→ **Given information**

_ _ _ _ _

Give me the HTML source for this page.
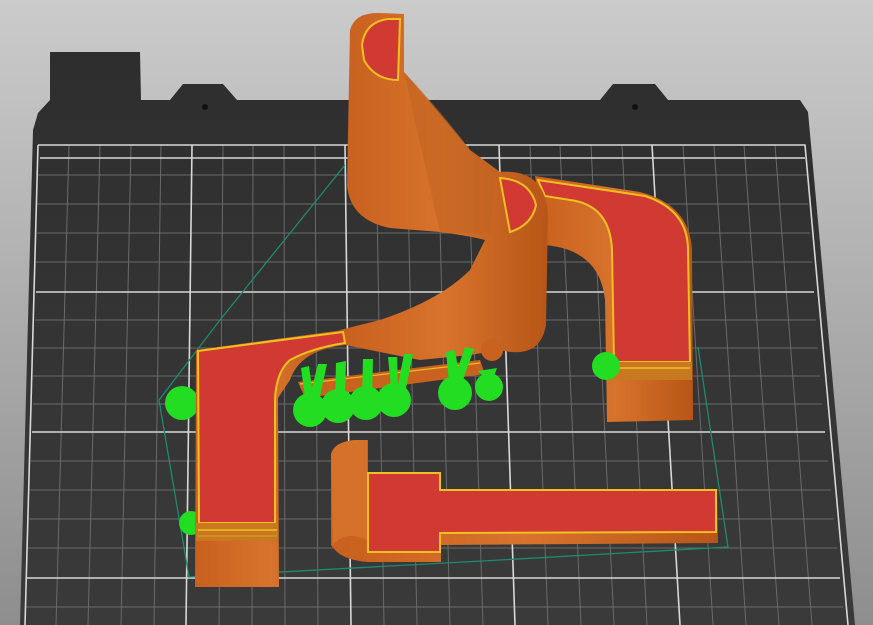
<!DOCTYPE html>
<html><head><style>html,body{margin:0;padding:0;width:873px;height:625px;overflow:hidden}</style></head>
<body>
<svg width="873" height="625" viewBox="0 0 873 625" xmlns="http://www.w3.org/2000/svg">
<defs>
<linearGradient id="bg" x1="0" y1="0" x2="0" y2="1"><stop offset="0" stop-color="#cbcbcb"/><stop offset="1" stop-color="#8e8e8e"/></linearGradient>
<linearGradient id="bed" x1="0" y1="0" x2="0" y2="1"><stop offset="0" stop-color="#2e2e2e"/><stop offset="1" stop-color="#3a3a3a"/></linearGradient>
<linearGradient id="or" x1="0" y1="0" x2="1" y2="0"><stop offset="0" stop-color="#c8601e"/><stop offset="0.5" stop-color="#d7732c"/><stop offset="1" stop-color="#b85618"/></linearGradient>
</defs>
<rect width="873" height="625" fill="url(#bg)"/>
<!-- bed -->
<path d="M50,52 L140,52 L141,100 L170,100 L183,84 L223,84 L237,100 L600,100 L613,84 L655,84 L668,100 L800,100 L808,112 L855,625 L20,625 L33,130 L38,113 L50,100 Z" fill="url(#bed)"/>
<circle cx="205" cy="107" r="3" fill="#111"/><circle cx="635" cy="107" r="3" fill="#111"/>
<!-- grid -->
<g stroke="#6a6a6a" stroke-width="1">
<line x1="69" y1="145" x2="56" y2="625"/><line x1="100" y1="145" x2="88" y2="625"/><line x1="131" y1="145" x2="121" y2="625"/><line x1="161" y1="145" x2="154" y2="625"/>
<line x1="223" y1="145" x2="219" y2="625"/><line x1="253" y1="145" x2="252" y2="625"/><line x1="284" y1="145" x2="285" y2="625"/><line x1="315" y1="145" x2="318" y2="625"/>
<line x1="376" y1="145" x2="384" y2="625"/><line x1="407" y1="145" x2="417" y2="625"/><line x1="438" y1="145" x2="450" y2="625"/><line x1="468" y1="145" x2="483" y2="625"/>
<line x1="530" y1="145" x2="548" y2="625"/><line x1="560" y1="145" x2="581" y2="625"/><line x1="591" y1="145" x2="614" y2="625"/><line x1="622" y1="145" x2="647" y2="625"/>
<line x1="683" y1="145" x2="713" y2="625"/><line x1="714" y1="145" x2="746" y2="625"/><line x1="744" y1="145" x2="779" y2="625"/><line x1="775" y1="145" x2="812" y2="625"/>
<line x1="37" y1="175" x2="807" y2="175"/><line x1="37" y1="204" x2="808" y2="204"/><line x1="37" y1="233" x2="810" y2="233"/><line x1="36" y1="262" x2="812" y2="262"/>
<line x1="35" y1="320" x2="816" y2="320"/><line x1="34" y1="348" x2="818" y2="348"/><line x1="33" y1="376" x2="820" y2="376"/><line x1="33" y1="404" x2="822" y2="404"/>
<line x1="31" y1="461" x2="828" y2="461"/><line x1="30" y1="490" x2="831" y2="490"/><line x1="29" y1="519" x2="834" y2="519"/><line x1="28" y1="548" x2="837" y2="548"/>
<line x1="26" y1="607" x2="843" y2="607"/>
</g>
<g stroke="#d8d8d8" stroke-width="1.6" fill="none">
<path d="M38,145 L805,145 L848,625"/><line x1="38" y1="145" x2="25" y2="625"/><line x1="40" y1="158" x2="805" y2="158"/>
<line x1="192" y1="145" x2="186" y2="625"/><line x1="345" y1="145" x2="351" y2="625"/><line x1="499" y1="145" x2="515" y2="625"/><line x1="652" y1="145" x2="680" y2="625"/>
<line x1="36" y1="292" x2="814" y2="292"/><line x1="32" y1="432" x2="825" y2="432"/><line x1="27" y1="578" x2="840" y2="578"/>
</g>
<!-- hull -->
<path d="M345,165 L220,320 L159,400 L189,577 L500,560 L728,547 L698,347" fill="none" stroke="#1f8a6e" stroke-width="1.3"/>
<!-- right L piece -->
<path d="M535,176 L640,192 Q690,205 692,250 L693,420 L607,422 L605,300 Q600,250 545,245 Z" fill="url(#or)"/>
<path d="M538,180 L645,196 Q688,210 688,250 L690,362 L614,362 L612,250 Q610,205 570,200 L545,196 Z" fill="#d03a32" stroke="#f0c020" stroke-width="2"/>
<rect x="608" y="362" width="84" height="18" fill="#c8781e"/>
<line x1="610" y1="368" x2="690" y2="368" stroke="#f0c020" stroke-width="1.5"/>
<!-- tall S piece -->
<path d="M350,30 Q355,12 380,13 L404,14 L404,72 Q420,90 470,150 L500,172 Q545,168 548,215 L546,325 Q540,360 500,350 L470,355 L420,360 L345,345 L340,330 L380,320 Q440,300 470,270 L485,240 Q470,236 440,232 L390,228 Q350,220 347,185 Z" fill="url(#or)"/>
<path d="M404,72 Q440,110 470,150 L495,170 L490,235 L440,232 Z" fill="#c26422" opacity="0.6"/>
<path d="M362,45 Q365,22 388,19 L400,19 L398,80 Q375,80 364,60 Z" fill="#d03a32" stroke="#f0c020" stroke-width="2"/>
<path d="M500,178 Q530,180 536,205 Q532,225 510,232 Z" fill="#d03a32" stroke="#f0c020" stroke-width="2"/>
<!-- supports -->
<path d="M298,382 L480,360 L485,374 L305,398 Z" fill="#c8621e"/>
<line x1="300" y1="384" x2="480" y2="363" stroke="#f0c020" stroke-width="1.2"/>
<g fill="#22dd22">
<circle cx="182" cy="403" r="17"/><circle cx="191" cy="523" r="12"/><circle cx="606" cy="366" r="14"/>
<circle cx="310" cy="410" r="17"/><circle cx="338" cy="406" r="17"/><circle cx="366" cy="403" r="17"/><circle cx="394" cy="400" r="17"/>
<circle cx="455" cy="393" r="17"/><circle cx="489" cy="387" r="14"/>
<path d="M301,368 L309,366 L312,388 L318,364 L327,364 L318,405 L306,405 Z"/>
<path d="M336,363 L346,361 L345,400 L335,400 Z"/><path d="M363,359 L373,359 L372,398 L362,398 Z"/>
<path d="M388,357 L397,357 L398,385 L404,354 L413,354 L404,398 L392,398 Z"/>
<path d="M446,352 L455,350 L458,368 L465,347 L474,349 L463,380 L461,392 L450,392 Z"/>
<path d="M478,371 L497,368 L491,385 Z"/>
</g>
<circle cx="492" cy="350" r="11" fill="#c8621e"/>
<!-- left L piece -->
<path d="M196,350 L343,330 L345,345 Q300,350 290,380 L278,398 L279,587 L195,587 Z" fill="url(#or)"/>
<path d="M198,351 L343,332 L345,343 Q312,348 290,360 Q276,372 275,400 L275,523 L199,523 Z" fill="#d03a32" stroke="#f0c020" stroke-width="2"/>
<rect x="196" y="523" width="82" height="18" fill="#c8781e"/>
<line x1="198" y1="530" x2="277" y2="530" stroke="#f0c020" stroke-width="1.5"/>
<line x1="198" y1="536" x2="277" y2="536" stroke="#e0a030" stroke-width="1"/>
<!-- bottom T piece -->
<path d="M331,455 Q333,442 355,440 L368,440 L368,473 L441,473 L441,490 L717,490 L718,543 L441,545 L441,562 L368,562 Q340,560 331,545 Z" fill="url(#or)"/>
<path d="M368,473 L440,473 L440,490 L716,490 L716,532 L440,533 L440,552 L368,552 Z" fill="#d03a32" stroke="#f0c020" stroke-width="2"/>
<path d="M331,455 Q333,442 355,440 L367,440 L367,540 Q345,530 333,545 Z" fill="#d5712a"/>
</svg>
</body></html>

_ _ _ _ _

→ **Task prompt**
Write the material out again exactly as it appears, dropping the pictures.

→ **Output**
Give me the HTML source for this page.
<!DOCTYPE html>
<html><head><style>html,body{margin:0;padding:0;width:873px;height:625px;overflow:hidden}</style></head>
<body>
<svg width="873" height="625" viewBox="0 0 873 625" xmlns="http://www.w3.org/2000/svg">
<defs>
<linearGradient id="bg" x1="0" y1="0" x2="0" y2="1"><stop offset="0" stop-color="#cbcbcb"/><stop offset="1" stop-color="#8e8e8e"/></linearGradient>
<linearGradient id="bed" x1="0" y1="0" x2="0" y2="1"><stop offset="0" stop-color="#2e2e2e"/><stop offset="1" stop-color="#3a3a3a"/></linearGradient>
<linearGradient id="or" x1="0" y1="0" x2="1" y2="0"><stop offset="0" stop-color="#c8601e"/><stop offset="0.5" stop-color="#d7732c"/><stop offset="1" stop-color="#b85618"/></linearGradient>
</defs>
<rect width="873" height="625" fill="url(#bg)"/>
<!-- bed -->
<path d="M50,52 L140,52 L141,100 L170,100 L183,84 L223,84 L237,100 L600,100 L613,84 L655,84 L668,100 L800,100 L808,112 L855,625 L20,625 L33,130 L38,113 L50,100 Z" fill="url(#bed)"/>
<circle cx="205" cy="107" r="3" fill="#111"/><circle cx="635" cy="107" r="3" fill="#111"/>
<!-- grid -->
<g stroke="#6a6a6a" stroke-width="1">
<line x1="69" y1="145" x2="56" y2="625"/><line x1="100" y1="145" x2="88" y2="625"/><line x1="131" y1="145" x2="121" y2="625"/><line x1="161" y1="145" x2="154" y2="625"/>
<line x1="223" y1="145" x2="219" y2="625"/><line x1="253" y1="145" x2="252" y2="625"/><line x1="284" y1="145" x2="285" y2="625"/><line x1="315" y1="145" x2="318" y2="625"/>
<line x1="376" y1="145" x2="384" y2="625"/><line x1="407" y1="145" x2="417" y2="625"/><line x1="438" y1="145" x2="450" y2="625"/><line x1="468" y1="145" x2="483" y2="625"/>
<line x1="530" y1="145" x2="548" y2="625"/><line x1="560" y1="145" x2="581" y2="625"/><line x1="591" y1="145" x2="614" y2="625"/><line x1="622" y1="145" x2="647" y2="625"/>
<line x1="683" y1="145" x2="713" y2="625"/><line x1="714" y1="145" x2="746" y2="625"/><line x1="744" y1="145" x2="779" y2="625"/><line x1="775" y1="145" x2="812" y2="625"/>
<line x1="37" y1="175" x2="807" y2="175"/><line x1="37" y1="204" x2="808" y2="204"/><line x1="37" y1="233" x2="810" y2="233"/><line x1="36" y1="262" x2="812" y2="262"/>
<line x1="35" y1="320" x2="816" y2="320"/><line x1="34" y1="348" x2="818" y2="348"/><line x1="33" y1="376" x2="820" y2="376"/><line x1="33" y1="404" x2="822" y2="404"/>
<line x1="31" y1="461" x2="828" y2="461"/><line x1="30" y1="490" x2="831" y2="490"/><line x1="29" y1="519" x2="834" y2="519"/><line x1="28" y1="548" x2="837" y2="548"/>
<line x1="26" y1="607" x2="843" y2="607"/>
</g>
<g stroke="#d8d8d8" stroke-width="1.6" fill="none">
<path d="M38,145 L805,145 L848,625"/><line x1="38" y1="145" x2="25" y2="625"/><line x1="40" y1="158" x2="805" y2="158"/>
<line x1="192" y1="145" x2="186" y2="625"/><line x1="345" y1="145" x2="351" y2="625"/><line x1="499" y1="145" x2="515" y2="625"/><line x1="652" y1="145" x2="680" y2="625"/>
<line x1="36" y1="292" x2="814" y2="292"/><line x1="32" y1="432" x2="825" y2="432"/><line x1="27" y1="578" x2="840" y2="578"/>
</g>
<!-- hull -->
<path d="M345,165 L220,320 L159,400 L189,577 L500,560 L728,547 L698,347" fill="none" stroke="#1f8a6e" stroke-width="1.3"/>
<!-- right L piece -->
<path d="M535,176 L640,192 Q690,205 692,250 L693,420 L607,422 L605,300 Q600,250 545,245 Z" fill="url(#or)"/>
<path d="M538,180 L645,196 Q688,210 688,250 L690,362 L614,362 L612,250 Q610,205 570,200 L545,196 Z" fill="#d03a32" stroke="#f0c020" stroke-width="2"/>
<rect x="608" y="362" width="84" height="18" fill="#c8781e"/>
<line x1="610" y1="368" x2="690" y2="368" stroke="#f0c020" stroke-width="1.5"/>
<!-- tall S piece -->
<path d="M350,30 Q355,12 380,13 L404,14 L404,72 Q420,90 470,150 L500,172 Q545,168 548,215 L546,325 Q540,360 500,350 L470,355 L420,360 L345,345 L340,330 L380,320 Q440,300 470,270 L485,240 Q470,236 440,232 L390,228 Q350,220 347,185 Z" fill="url(#or)"/>
<path d="M404,72 Q440,110 470,150 L495,170 L490,235 L440,232 Z" fill="#c26422" opacity="0.6"/>
<path d="M362,45 Q365,22 388,19 L400,19 L398,80 Q375,80 364,60 Z" fill="#d03a32" stroke="#f0c020" stroke-width="2"/>
<path d="M500,178 Q530,180 536,205 Q532,225 510,232 Z" fill="#d03a32" stroke="#f0c020" stroke-width="2"/>
<!-- supports -->
<path d="M298,382 L480,360 L485,374 L305,398 Z" fill="#c8621e"/>
<line x1="300" y1="384" x2="480" y2="363" stroke="#f0c020" stroke-width="1.2"/>
<g fill="#22dd22">
<circle cx="182" cy="403" r="17"/><circle cx="191" cy="523" r="12"/><circle cx="606" cy="366" r="14"/>
<circle cx="310" cy="410" r="17"/><circle cx="338" cy="406" r="17"/><circle cx="366" cy="403" r="17"/><circle cx="394" cy="400" r="17"/>
<circle cx="455" cy="393" r="17"/><circle cx="489" cy="387" r="14"/>
<path d="M301,368 L309,366 L312,388 L318,364 L327,364 L318,405 L306,405 Z"/>
<path d="M336,363 L346,361 L345,400 L335,400 Z"/><path d="M363,359 L373,359 L372,398 L362,398 Z"/>
<path d="M388,357 L397,357 L398,385 L404,354 L413,354 L404,398 L392,398 Z"/>
<path d="M446,352 L455,350 L458,368 L465,347 L474,349 L463,380 L461,392 L450,392 Z"/>
<path d="M478,371 L497,368 L491,385 Z"/>
</g>
<circle cx="492" cy="350" r="11" fill="#c8621e"/>
<!-- left L piece -->
<path d="M196,350 L343,330 L345,345 Q300,350 290,380 L278,398 L279,587 L195,587 Z" fill="url(#or)"/>
<path d="M198,351 L343,332 L345,343 Q312,348 290,360 Q276,372 275,400 L275,523 L199,523 Z" fill="#d03a32" stroke="#f0c020" stroke-width="2"/>
<rect x="196" y="523" width="82" height="18" fill="#c8781e"/>
<line x1="198" y1="530" x2="277" y2="530" stroke="#f0c020" stroke-width="1.5"/>
<line x1="198" y1="536" x2="277" y2="536" stroke="#e0a030" stroke-width="1"/>
<!-- bottom T piece -->
<path d="M331,455 Q333,442 355,440 L368,440 L368,473 L441,473 L441,490 L717,490 L718,543 L441,545 L441,562 L368,562 Q340,560 331,545 Z" fill="url(#or)"/>
<path d="M368,473 L440,473 L440,490 L716,490 L716,532 L440,533 L440,552 L368,552 Z" fill="#d03a32" stroke="#f0c020" stroke-width="2"/>
<path d="M331,455 Q333,442 355,440 L367,440 L367,540 Q345,530 333,545 Z" fill="#d5712a"/>
</svg>
</body></html>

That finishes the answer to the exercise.